WHAT THE EXERCISE ASKS.
Look through the listing below and report how many lines contain "React", as a bare number.
** START **
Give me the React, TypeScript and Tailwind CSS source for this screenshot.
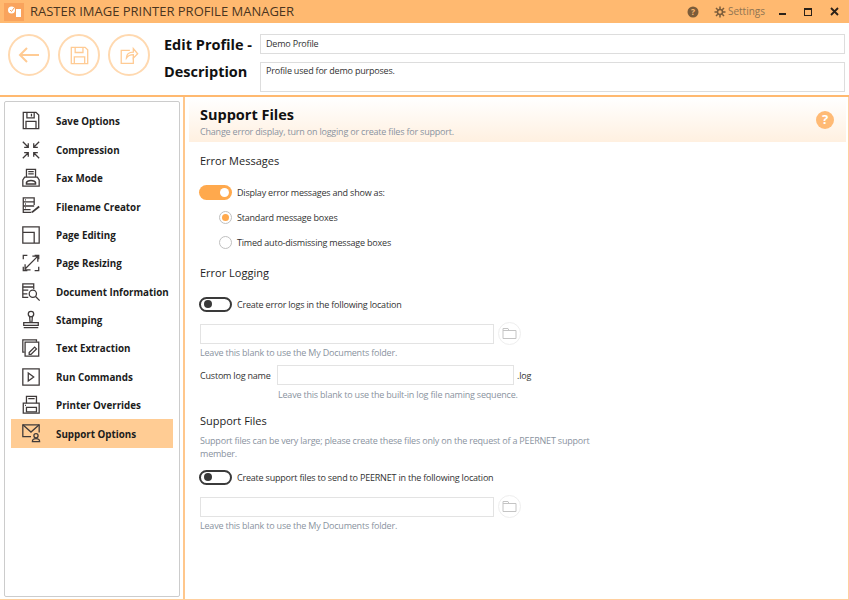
import React from "react";

const ic = { fill: "none", stroke: "#3f3a3a", strokeWidth: 1.4 } as const;

function Icon({ name }: { name: string }) {
  const p: Record<string, React.ReactNode> = {
    save: <><path d="M2.500 1.500h14l3 3v15h-17z" /><path d="M6.500 1.500v6h8v-6M11.500 3v3" /><path d="M5.500 19.500v-8h11v8" /></>,
    comp: <><path d="M2 2l6 6M8 3.500V8H3.500M20 2l-6 6M14 3.500V8h4.500M2 20l6-6M8 18.500V14H3.500M20 20l-6-6M14 18.500V14h4.500" /></>,
    fax: <><path d="M6 10V1.500h10V10M8 4h6M8 6.500h6" /><path d="M4 10h14l2 3v7H2v-7z" /><path d="M6 16c1-3 9-3 10 0v1.500H6z" strokeWidth="1.600" /></>,
    file: <><path d="M14.500 10V2H2.500v16h9" /><path d="M2.500 6.500h12M2.500 11h12M2.500 15h8M4.500 4.300h1M4.500 8.800h1M4.500 13h1" /><path d="M12 18l8-6.500" strokeWidth="2" /></>,
    edit: <><path d="M2 2h18v18H2zM2 8h12.500v12" /></>,
    resize: <><path d="M7 2.500H2.500V7M2.500 15v4.500H7M15 19.500h4.500V15M15 2.500h4.500V7" /><path d="M5 17L18 4M12.500 3.500h6v6M4.500 12.500v6h6" /></>,
    doc: <><path d="M14 8V2H2v15h6" /><path d="M2 5.500h12M2 9h6M2 13h5" /><circle cx="13" cy="13" r="4" /><path d="M16 16l4.500 4.500" /></>,
    stamp: <><circle cx="11" cy="4.500" r="3" /><path d="M9.500 7.500l.5 6h2l.5-6M3 14h16v3H3zM3 19.500h16" /></>,
    text: <><path d="M4 15.500H2V2h15v2" /><path d="M4.500 4.500H19.500V20H4.500z" /><path d="M9 16l6-6 2 2-6 6H9z" /></>,
    run: <><path d="M2 2h18v18H2z" /><path d="M8 6.500l6 4.500-6 4.500z" /></>,
    print: <><path d="M6 9V1.500h11V9M8 4h7" /><path d="M2.500 9h17.500v11H2.500z" /><path d="M6 13.500h11v5H6zM4.500 11.500h1" /></>,
    support: <><path d="M11 15H2V2h18v8.500" /><path d="M2 2l9 8 9-8" /><circle cx="16.500" cy="14" r="2.300" /><path d="M12.500 20.500c0-4.500 8-4.500 8 0z" /></>,
  };
  return (
    <svg width="20" height="20" viewBox="0 0 22 22" {...ic}>
      {p[name]}
    </svg>
  );
}

const items: [string, string][] = [
  ["save", "Save Options"],
  ["comp", "Compression"],
  ["fax", "Fax Mode"],
  ["file", "Filename Creator"],
  ["edit", "Page Editing"],
  ["resize", "Page Resizing"],
  ["doc", "Document Information"],
  ["stamp", "Stamping"],
  ["text", "Text Extraction"],
  ["run", "Run Commands"],
  ["print", "Printer Overrides"],
  ["support", "Support Options"],
];

function Toggle({ on }: { on?: boolean }) {
  return on ? (
    <div className="w-[33px] h-[15px] -ml-[1px] rounded-full bg-[#ffa94d] flex items-center justify-end pr-[3px]">
      <div className="w-[9px] h-[9px] rounded-full bg-white" />
    </div>
  ) : (
    <div className="w-[33px] h-[15px] -ml-[1px] rounded-full border-2 border-[#3a3a3a] bg-white flex items-center pl-[3px]">
      <div className="w-[8px] h-[8px] rounded-full bg-[#3a3a3a]" />
    </div>
  );
}

function Round({ children }: { children: React.ReactNode }) {
  return (
    <div className="w-[42px] h-[42px] rounded-full border-2 border-[#ffd9b0] flex items-center justify-center shrink-0">
      {children}
    </div>
  );
}

function Folder() {
  return (
    <div className="w-[23px] h-[23px] rounded-full border border-[#eeeeee] flex items-center justify-center shrink-0">
      <svg width="15" height="13" viewBox="0 0 15 13" fill="none" stroke="#c4c4c4" strokeWidth="1">
        <path d="M1 11.500V1.500h5l1 2h7v8zM1 3.500h6" />
      </svg>
    </div>
  );
}

function PathRow() {
  return (
    <div className="flex items-center gap-[4px] h-[23px]">
      <div className="w-[294px] h-[20px] border border-[#e3e3e3]" />
      <Folder />
    </div>
  );
}

const hint = "text-[9px] tracking-[-0.2px] leading-[13px] text-[#8a93a0] whitespace-nowrap";
const label = "text-[9px] tracking-[-0.2px] leading-[13px] text-[#333333] whitespace-nowrap";
const h2 = "text-[11px] leading-[16px] font-medium text-[#1e1e1e]";

export default function App() {
  return (
    <div
      className="w-[849px] h-[600px] bg-white flex flex-col overflow-hidden"
      style={{ fontFamily: '"Open Sans", "Noto Sans", sans-serif' }}
    >
      <div className="h-[23px] bg-[#ffb970] flex items-center shrink-0">
        <div className="w-[20px] h-[18px] ml-[4px] bg-[#f9a35c] flex items-center justify-center">
          <svg width="15" height="13" viewBox="0 0 15 13">
            <circle cx="4.500" cy="5" r="3.500" fill="#fff" />
            <path d="M9 4h5v8H9z" fill="#fff" />
            <path d="M3 5l1.500 1.500L7 3" stroke="#f9a35c" fill="none" />
          </svg>
        </div>
        <div className="ml-[6px] text-[13px] text-[#4a3520] whitespace-nowrap">RASTER IMAGE PRINTER PROFILE MANAGER</div>
        <div className="ml-auto flex items-center text-[#7b5c3a]">
          <svg width="12" height="12" viewBox="0 0 12 12">
            <circle cx="6" cy="6" r="5.500" fill="#7b5c3a" />
            <text x="6" y="9" textAnchor="middle" fontSize="8.500" fontWeight="700" fill="#ffb970">?</text>
          </svg>
          <svg className="ml-[15px]" width="12" height="12" viewBox="0 0 24 24" fill="none" stroke="#7b5c3a" strokeWidth="3">
            <circle cx="12" cy="12" r="5" />
            <path d="M12 1v5M12 18v5M1 12h5M18 12h5M4 4l3.500 3.500M16.500 16.500L20 20M20 4l-3.500 3.500M7.500 16.500L4 20" />
          </svg>
          <span className="ml-[2px] text-[10px] text-[#8f7452]">Settings</span>
          <div className="ml-[14px] w-[7px] h-[2px] mt-[5px] bg-[#2b2118]" />
          <div className="ml-[18px] w-[8px] h-[8px] border border-t-2 border-[#2b2118]" />
          <svg className="ml-[18px] mr-[10px]" width="9" height="9" viewBox="0 0 9 9" stroke="#2b2118" strokeWidth="1.800">
            <path d="M1 1l7 7M8 1l-7 7" />
          </svg>
        </div>
      </div>

      <div className="h-[74px] border-b-2 border-[#ffb970] flex items-start shrink-0 pl-[8px] pt-[11px]">
        <div className="flex gap-[8px]">
          <Round>
            <svg width="22" height="18" viewBox="0 0 22 18" fill="none" stroke="#ffcb94" strokeWidth="2">
              <path d="M21 9H2M9 2L2 9l7 7" />
            </svg>
          </Round>
          <Round>
            <svg width="19" height="19" viewBox="0 0 22 22" fill="none" stroke="#ffcb94" strokeWidth="1.500">
              <path d="M1.500 1.500h16l3 3v16h-19z" />
              <path d="M6 1.500v6h9v-6M5 20.500v-8h12v8" />
            </svg>
          </Round>
          <Round>
            <svg width="20" height="19" viewBox="0 0 22 22" fill="none" stroke="#ffcb94" strokeWidth="1.500">
              <path d="M12 5H2v15h14v-7" />
              <path d="M8 14c0-5 4-7 8-7V3l5 6-5 5v-4c-4 0-6 1-8 4z" />
            </svg>
          </Round>
        </div>
        <div className="ml-[14px] w-[96px] shrink-0 text-[14.5px] font-bold text-[#111111] leading-[20px]">
          <div className="mt-[1px] whitespace-nowrap">Edit Profile -</div>
          <div className="mt-[7px]">Description</div>
        </div>
        <div className="flex-1 mr-[4px] flex flex-col gap-[8px]">
          <div className="h-[20px] border border-[#dddddd] pl-[5px] text-[9px] tracking-[-0.2px] leading-[18px] text-[#333333]">Demo Profile</div>
          <div className="h-[30px] border border-[#dddddd] pl-[5px] text-[9px] tracking-[-0.2px] leading-[15px] text-[#333333]">Profile used for demo purposes.</div>
        </div>
      </div>

      <div className="flex-1 flex min-h-0 border-b border-[#ffcf9e] border-r">
        <div className="w-[185px] shrink-0 border-r-2 border-[#ffc78c] pl-[4px] pr-[3px] pt-[4px] pb-[2px]">
          <div className="h-full border border-[#cccccc] rounded-[2px] pt-[5px] px-[6px]">
            {items.map(([k, t]) => (
              <div
                key={k}
                className={`h-[28.4px] flex items-center pl-[10px] ${k === "support" ? "bg-[#ffcc94]" : ""}`}
              >
                <Icon name={k} />
                <span className="ml-[15px] mt-[3px] text-[9.8px] font-bold text-[#1c1c1c] whitespace-nowrap">{t}</span>
              </div>
            ))}
          </div>
        </div>

        <div className="flex-1 min-w-0">
          <div className="h-[44px] mt-[1px] bg-gradient-to-b from-white to-[#fff0e0] ml-[4px] mr-[2px] pl-[11px] relative">
            <div className="text-[14.5px] font-bold leading-[20px] pt-[7px] text-[#111111]">Support Files</div>
            <div className={`${hint} mt-[0px]`}>Change error display, turn on logging or create files for support.</div>
            <div className="absolute right-[12px] top-[13px] w-[18px] h-[18px] rounded-full bg-[#ffba75] text-white text-[13px] font-bold flex items-center justify-center">?</div>
          </div>

          <div className="pl-[15px]">
            <div className={`${h2} mt-[11px]`}>Error Messages</div>
            <div className="flex items-center gap-[5px] mt-[15px] h-[16px]">
              <Toggle on />
              <span className={label}>Display error messages and show as:</span>
            </div>
            <div className="flex items-center gap-[5px] mt-[9px] h-[16px] pl-[19px]">
              <div className="w-[13px] h-[13px] rounded-full border border-[#c0c0c0] flex items-center justify-center">
                <div className="w-[7px] h-[7px] rounded-full bg-[#ffa94d]" />
              </div>
              <span className={label}>Standard message boxes</span>
            </div>
            <div className="flex items-center gap-[5px] mt-[9px] h-[16px] pl-[19px]">
              <div className="w-[13px] h-[13px] rounded-full border border-[#c0c0c0]" />
              <span className={label}>Timed auto-dismissing message boxes</span>
            </div>

            <div className={`${h2} mt-[15px]`}>Error Logging</div>
            <div className="flex items-center gap-[5px] mt-[15px] h-[16px]">
              <Toggle />
              <span className={label}>Create error logs in the following location</span>
            </div>
            <div className="mt-[10px]"><PathRow /></div>
            <div className={`${hint} mt-[1px]`}>Leave this blank to use the My Documents folder.</div>
            <div className="flex items-center mt-[6px] h-[20px]">
              <span className={`${label} w-[77px]`}>Custom log name</span>
              <div className="w-[237px] h-[20px] border border-[#e3e3e3]" />
              <span className={`${label} ml-[3px]`}>.log</span>
            </div>
            <div className={`${hint} mt-[3px] pl-[78px]`}>Leave this blank to use the built-in log file naming sequence.</div>

            <div className={`${h2} mt-[12px]`}>Support Files</div>
            <div className={`${hint} mt-[5px]`}>Support files can be very large; please create these files only on the request of a PEERNET support</div>
            <div className={hint}>member.</div>
            <div className="flex items-center gap-[5px] mt-[9px] h-[16px]">
              <Toggle />
              <span className={label}>Create support files to send to PEERNET in the following location</span>
            </div>
            <div className="mt-[10px]"><PathRow /></div>
            <div className={`${hint} mt-[1px]`}>Leave this blank to use the My Documents folder.</div>
          </div>
        </div>
      </div>
    </div>
  );
}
** END **
CORRECT RESULT.
4